J'ai le rendu mobile avec Firefox c'est normal ?
Edit : Autant pour moi il a basculé en style mobile tout seul comme un grand.
Dans les suggestions pour améliorer l'ergonomie, ce serait bien pratique ce serait de mettre un champ filtrer comme sur hfr, c'est très pratique pour les recherches dans un topic précis.

----------


## Cotopaxi

J'arrive plus à accéder au thème classique sur mobile, ça affiche un message d'erreur si je clique sur le lien Style classique en bas.

----------


## FrousT

Le thème mobile est sympa rien à dire la dessus, mais je suis en train de péter un câble parce qu’on peut pas utiliser le Tableau de Bord... Je vois que c'est pas possible, pas de problème...

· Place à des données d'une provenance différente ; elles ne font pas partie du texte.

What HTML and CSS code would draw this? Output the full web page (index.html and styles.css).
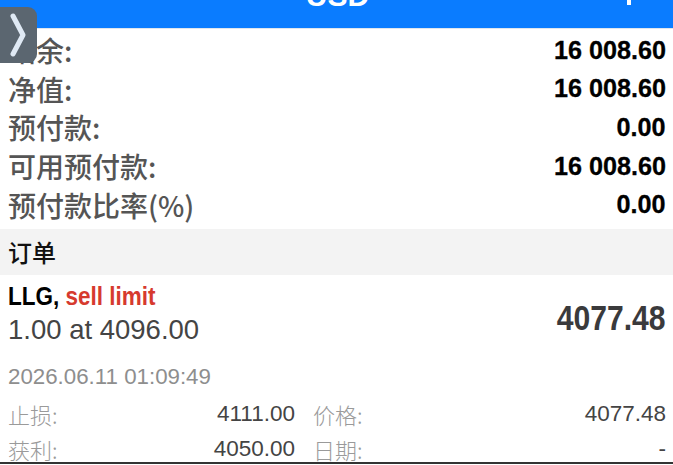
FILE: index.html
```html
<!DOCTYPE html>
<html lang="zh">
<head>
    <meta charset="UTF-8">
    <meta name="viewport" content="width=device-width, initial-scale=1.0">
    <title>交易 - USD</title>
    <link rel="stylesheet" href="styles.css">
</head>
<body>
    <div class="screen">
        <div class="topbar">
            <span class="title">USD</span>
            <span class="plus"></span>
        </div>

        <div class="side-tab">
            <svg width="16" height="44" viewBox="0 0 16 44">
                <path d="M3 3 L13 22 L3 41" fill="none" stroke="#dfe9f4" stroke-width="5" stroke-linecap="round" stroke-linejoin="round"/>
            </svg>
        </div>

        <div class="summary">
            <div class="row"><span class="label">结余:</span><span class="value">16 008.60</span></div>
            <div class="row"><span class="label">净值:</span><span class="value">16 008.60</span></div>
            <div class="row"><span class="label">预付款:</span><span class="value">0.00</span></div>
            <div class="row"><span class="label">可用预付款:</span><span class="value">16 008.60</span></div>
            <div class="row"><span class="label">预付款比率(%)</span><span class="value">0.00</span></div>
        </div>

        <div class="section">订单</div>

        <div class="order">
            <div class="order-main">
                <div class="order-left">
                    <div class="symbol">LLG, <span class="type">sell limit</span></div>
                    <div class="volume">1.00 at 4096.00</div>
                </div>
                <div class="price">4077.48</div>
            </div>
            <div class="date">2026.06.11 01:09:49</div>
            <div class="details">
                <span class="d-label">止损:</span><span class="d-value">4111.00</span>
                <span class="d-label second">价格:</span><span class="d-value">4077.48</span>
                <span class="d-label">获利:</span><span class="d-value">4050.00</span>
                <span class="d-label second">日期:</span><span class="d-value">-</span>
            </div>
        </div>
        <div class="bottom-line"></div>
    </div>
</body>
</html>
```

FILE: styles.css
```css
body {
    margin: 0;
    padding: 0;
    background: #ffffff;
    font-family: "Liberation Sans", "Noto Sans CJK SC", sans-serif;
}
.screen {
    position: relative;
    width: 673px;
    height: 465px;
    overflow: hidden;
    background: #ffffff;
}
.topbar {
    position: relative;
    height: 28px;
    background: #0a7cff;
    overflow: hidden;
    border-bottom: 1px solid #dfe6ee;
}
.title {
    display: block;
    text-align: center;
    color: #ffffff;
    font-weight: bold;
    font-size: 30px;
    line-height: 30px;
    margin-top: -19px;
    padding-left: 2px;
}
.plus {
    position: absolute;
    left: 627px;
    top: -10px;
    width: 4px;
    height: 15px;
    background: #ffffff;
}
.side-tab {
    position: absolute;
    left: 0;
    top: 7px;
    width: 37px;
    height: 56px;
    background: #5b6670;
    border-radius: 0 9px 9px 0;
    display: flex;
    align-items: center;
    padding-left: 10px;
    box-sizing: border-box;
}
.summary {
    padding: 2px 7px 0 8px;
}
.row {
    display: flex;
    justify-content: space-between;
    align-items: center;
    height: 38.6px;
}
.label {
    font-family: "Noto Sans CJK SC", sans-serif;
    font-weight: 500;
    font-size: 28px;
    line-height: 34px;
    color: #555555;
}
.value {
    display: inline-block;
    font-weight: bold;
    font-size: 26.5px;
    color: #000000;
    -webkit-text-stroke: 0.3px #000000;
    transform: scaleX(0.95);
    transform-origin: right center;
}
.section {
    margin-top: 5px;
    height: 46px;
    line-height: 46px;
    background: #f3f3f3;
    padding-left: 8px;
    font-family: "Noto Sans CJK SC", sans-serif;
    font-weight: 500;
    font-size: 24px;
    color: #111111;
}
.order {
    padding: 0 7px 0 8px;
}
.order-main {
    display: flex;
    justify-content: space-between;
    align-items: center;
    padding-top: 7px;
}
.symbol {
    font-weight: bold;
    font-size: 25px;
    line-height: 28px;
    color: #000000;
    transform: scaleX(0.9);
    transform-origin: left center;
}
.type {
    color: #d63a2e;
}
.volume {
    font-size: 27.5px;
    line-height: 40px;
    color: #444444;
}
.price {
    font-weight: bold;
    font-size: 35px;
    color: #3a3a3c;
    padding-top: 4px;
    transform: scaleX(0.86);
    transform-origin: right center;
}
.date {
    margin-top: 14px;
    font-size: 22.3px;
    line-height: 26px;
    color: #8e8e8e;
}
.details {
    display: grid;
    grid-template-columns: 90px 197px 118px 1fr;
    margin-top: 11px;
    row-gap: 9px;
    font-size: 22.5px;
    line-height: 26px;
}
.d-label {
    font-family: "Noto Sans CJK SC", sans-serif;
    font-weight: 300;
    font-size: 22px;
    color: #9a9a9a;
}
.d-label.second {
    padding-left: 18px;
}
.d-value {
    text-align: right;
    color: #444444;
}
.bottom-line {
    position: absolute;
    left: 0;
    right: 0;
    top: 462px;
    height: 2px;
    background: #333333;
}
```
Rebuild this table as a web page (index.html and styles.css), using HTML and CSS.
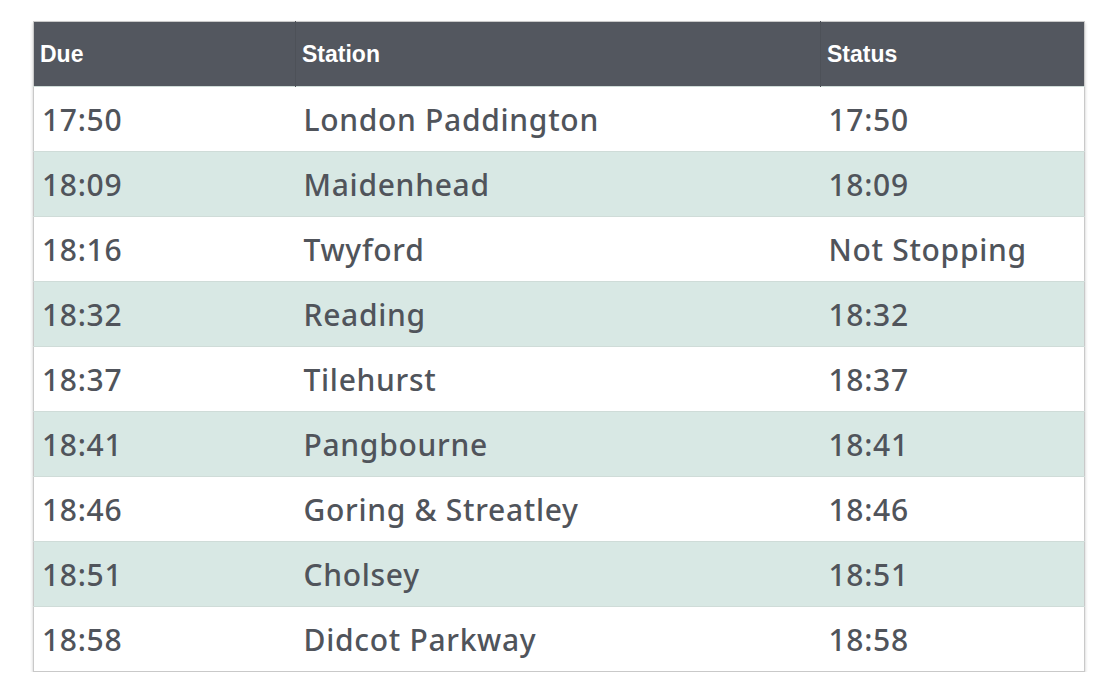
FILE: index.html
```html
<!DOCTYPE html>
<html lang="en">
<head>
<meta charset="utf-8">
<title>Departures</title>
<link rel="stylesheet" href="styles.css">
</head>
<body>
<div class="wrap">
<table class="board">
  <colgroup><col class="c-due"><col class="c-station"><col class="c-status"></colgroup>
  <thead>
    <tr><th>Due</th><th>Station</th><th>Status</th></tr>
  </thead>
  <tbody>
    <tr><td>17:50</td><td>London Paddington</td><td>17:50</td></tr>
    <tr><td>18:09</td><td>Maidenhead</td><td>18:09</td></tr>
    <tr><td>18:16</td><td>Twyford</td><td>Not Stopping</td></tr>
    <tr><td>18:32</td><td>Reading</td><td>18:32</td></tr>
    <tr><td>18:37</td><td>Tilehurst</td><td>18:37</td></tr>
    <tr><td>18:41</td><td>Pangbourne</td><td>18:41</td></tr>
    <tr><td>18:46</td><td>Goring &amp; Streatley</td><td>18:46</td></tr>
    <tr><td>18:51</td><td>Cholsey</td><td>18:51</td></tr>
    <tr><td>18:58</td><td>Didcot Parkway</td><td>18:58</td></tr>
  </tbody>
</table>
</div>
</body>
</html>
```
FILE: styles.css
```css
html, body {
  margin: 0;
  padding: 0;
  background: #ffffff;
}
.wrap {
  padding: 21px 0 0 33px;
}
.board {
  width: 1051px;
  border-collapse: collapse;
  table-layout: fixed;
  border: 1px solid #c9c9c9;
  box-shadow: 0 2px 3px rgba(0,0,0,0.22);
  font-family: "Noto Sans", Lato, sans-serif;
  color: #50545b;
}
.c-due { width: 262px; }
.c-station { width: 525px; }
.c-status { width: 264px; }
.board th {
  background: #53575f;
  color: #ffffff;
  font-family: "Liberation Sans", Arial, sans-serif;
  font-weight: bold;
  font-size: 23px;
  text-align: left;
  height: 64px;
  padding: 0 6px;
  border-left: 1px solid #4d5158;
}
.board th:first-child { border-left: none; }
.board td {
  font-size: 30px;
  font-weight: 500;
  letter-spacing: 0.7px;
  height: 64px;
  padding: 0 8px;
  border-top: 1px solid #cfdcd8;
  white-space: nowrap;
}
.board tbody tr:nth-child(even) td {
  background: #d8e8e4;
}
```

Alors pourquoi quand je repasse sur la version classique à chaque chargement on me repasse sur le skin mobile  :Boom:  C'est juste insupportable  ::cry::

----------


## tenshu

Je viens de remarquer que le forum est accessible depuis Tapatalk.

C'est cool  ca aura pris 10 ans pour entendre raison tout de même.

----------


## Wobak

> Je viens de remarquer que le forum est accessible depuis Tapatalk.
> 
> C'est cool  ca aura pris 10 ans pour entendre raison tout de même.


Ça aura pris le départ de TB surtout  :;):

----------


## tenshu

Quelqu'un soit la cause c'est cool.

Par contre Tapatalk ne semble pas marquer les posts comme lu correctement.

----------


## Wobak

Là je m'occupe de réparer le site cpc. On verra les problèmes de tapatalk un peu plus tard  ::):

----------


## Anonyme210226

> *Quelqu'un* soit la cause c'est cool.
> 
> Par contre Tapatalk ne semble pas marquer les posts comme lu correctement.


 :Boom:   :Boom:

----------


## tenshu

Haha c'est juste le correcteur orthographique de mon téléphone relax  :^_^:

----------